**STATED PROBLEM:** All of the data that follows should be retyped exactly, please, except the pictures.
==== MATERIAL ====
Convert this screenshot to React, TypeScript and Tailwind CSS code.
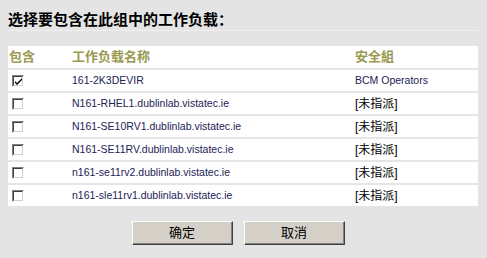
import React from 'react';

// Workload rows shown in the selection table
const workloads = [
    { name: '161-2K3DEVIR', group: 'BCM Operators', checked: true },
    { name: 'N161-RHEL1.dublinlab.vistatec.ie', group: '', checked: false },
    { name: 'N161-SE10RV1.dublinlab.vistatec.ie', group: '', checked: false },
    { name: 'N161-SE11RV.dublinlab.vistatec.ie', group: '', checked: false },
    { name: 'n161-se11rv2.dublinlab.vistatec.ie', group: '', checked: false },
    { name: 'n161-sle11rv1.dublinlab.vistatec.ie', group: '', checked: false },
];

function ClassicCheckbox({ checked }: { checked: boolean }) {
    return (
        <div className="w-[12px] h-[12px] border-t border-l border-[#808080] border-r border-b border-r-white border-b-white">
            <div className="w-full h-full border-t border-l border-[#404040] border-r border-b border-r-[#d4d0c8] border-b-[#d4d0c8] bg-white relative">
                {checked && (
                    <svg width="8" height="8" viewBox="0 0 8 8" className="absolute left-[1px] top-[1px]">
                        <path d="M0 3 L2 5 L7 0 L7 2 L2 7 L0 5 Z" fill="#000" />
                    </svg>
                )}
            </div>
        </div>
    );
}

function ClassicButton({ label }: { label: string }) {
    return (
        <button className="w-[101px] h-[24px] bg-[#d4d0c8] border-t border-l border-white border-r border-b border-r-[#404040] border-b-[#404040] p-0">
            <div className="w-full h-full border-r border-b border-[#808080] flex items-center justify-center text-[13px] text-black">
                {label}
            </div>
        </button>
    );
}

export default function App() {
    return (
        <div
            className="w-[487px] h-[258px] bg-[#e4e4e4] overflow-hidden"
            style={{ fontFamily: '"Liberation Sans", Arial, "Noto Sans CJK SC", sans-serif' }}
        >
            <h1 className="pl-[8px] pt-[12px] text-[15px] font-bold leading-[16px] text-black">
                选择要包含在此组中的工作负载：
            </h1>
            <div className="ml-[8px] mt-[2px] w-[470px] border-t border-[#efefef]" />

            <div className="ml-[8px] mt-[15px] w-[470px] bg-white">
                <div className="flex items-center h-[24px] border-b-2 border-[#e6e6e6] text-[13px] font-bold text-[#999950]">
                    <div className="w-[64px] pl-[1px]">包含</div>
                    <div className="w-[283px]">工作负载名称</div>
                    <div>安全組</div>
                </div>
                {workloads.map((w, i) => (
                    <div
                        key={w.name}
                        className={
                            i === workloads.length - 1
                                ? 'flex items-center h-[21px] text-[10.5px] text-[#222255]'
                                : 'flex items-center h-[23px] border-b-2 border-[#e6e6e6] text-[10.5px] text-[#222255]'
                        }
                    >
                        <div className="w-[64px] pl-[4px]">
                            <ClassicCheckbox checked={w.checked} />
                        </div>
                        <div className="w-[283px]">{w.name}</div>
                        <div className="text-black">
                            {w.group ? (
                                <span className="text-[#222255]">{w.group}</span>
                            ) : (
                                <span className="text-[12px]">[未指派]</span>
                            )}
                        </div>
                    </div>
                ))}
            </div>

            <div className="flex justify-center gap-[11px] pr-[10px] mt-[15px]">
                <ClassicButton label="确定" />
                <ClassicButton label="取消" />
            </div>
        </div>
    );
}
====
**FINAL ANSWER:**
Convert this screenshot to React, TypeScript and Tailwind CSS code.
import React from 'react';

// Workload rows shown in the selection table
const workloads = [
    { name: '161-2K3DEVIR', group: 'BCM Operators', checked: true },
    { name: 'N161-RHEL1.dublinlab.vistatec.ie', group: '', checked: false },
    { name: 'N161-SE10RV1.dublinlab.vistatec.ie', group: '', checked: false },
    { name: 'N161-SE11RV.dublinlab.vistatec.ie', group: '', checked: false },
    { name: 'n161-se11rv2.dublinlab.vistatec.ie', group: '', checked: false },
    { name: 'n161-sle11rv1.dublinlab.vistatec.ie', group: '', checked: false },
];

function ClassicCheckbox({ checked }: { checked: boolean }) {
    return (
        <div className="w-[12px] h-[12px] border-t border-l border-[#808080] border-r border-b border-r-white border-b-white">
            <div className="w-full h-full border-t border-l border-[#404040] border-r border-b border-r-[#d4d0c8] border-b-[#d4d0c8] bg-white relative">
                {checked && (
                    <svg width="8" height="8" viewBox="0 0 8 8" className="absolute left-[1px] top-[1px]">
                        <path d="M0 3 L2 5 L7 0 L7 2 L2 7 L0 5 Z" fill="#000" />
                    </svg>
                )}
            </div>
        </div>
    );
}

function ClassicButton({ label }: { label: string }) {
    return (
        <button className="w-[101px] h-[24px] bg-[#d4d0c8] border-t border-l border-white border-r border-b border-r-[#404040] border-b-[#404040] p-0">
            <div className="w-full h-full border-r border-b border-[#808080] flex items-center justify-center text-[13px] text-black">
                {label}
            </div>
        </button>
    );
}

export default function App() {
    return (
        <div
            className="w-[487px] h-[258px] bg-[#e4e4e4] overflow-hidden"
            style={{ fontFamily: '"Liberation Sans", Arial, "Noto Sans CJK SC", sans-serif' }}
        >
            <h1 className="pl-[8px] pt-[12px] text-[15px] font-bold leading-[16px] text-black">
                选择要包含在此组中的工作负载：
            </h1>
            <div className="ml-[8px] mt-[2px] w-[470px] border-t border-[#efefef]" />

            <div className="ml-[8px] mt-[15px] w-[470px] bg-white">
                <div className="flex items-center h-[24px] border-b-2 border-[#e6e6e6] text-[13px] font-bold text-[#999950]">
                    <div className="w-[64px] pl-[1px]">包含</div>
                    <div className="w-[283px]">工作负载名称</div>
                    <div>安全組</div>
                </div>
                {workloads.map((w, i) => (
                    <div
                        key={w.name}
                        className={
                            i === workloads.length - 1
                                ? 'flex items-center h-[21px] text-[10.5px] text-[#222255]'
                                : 'flex items-center h-[23px] border-b-2 border-[#e6e6e6] text-[10.5px] text-[#222255]'
                        }
                    >
                        <div className="w-[64px] pl-[4px]">
                            <ClassicCheckbox checked={w.checked} />
                        </div>
                        <div className="w-[283px]">{w.name}</div>
                        <div className="text-black">
                            {w.group ? (
                                <span className="text-[#222255]">{w.group}</span>
                            ) : (
                                <span className="text-[12px]">[未指派]</span>
                            )}
                        </div>
                    </div>
                ))}
            </div>

            <div className="flex justify-center gap-[11px] pr-[10px] mt-[15px]">
                <ClassicButton label="确定" />
                <ClassicButton label="取消" />
            </div>
        </div>
    );
}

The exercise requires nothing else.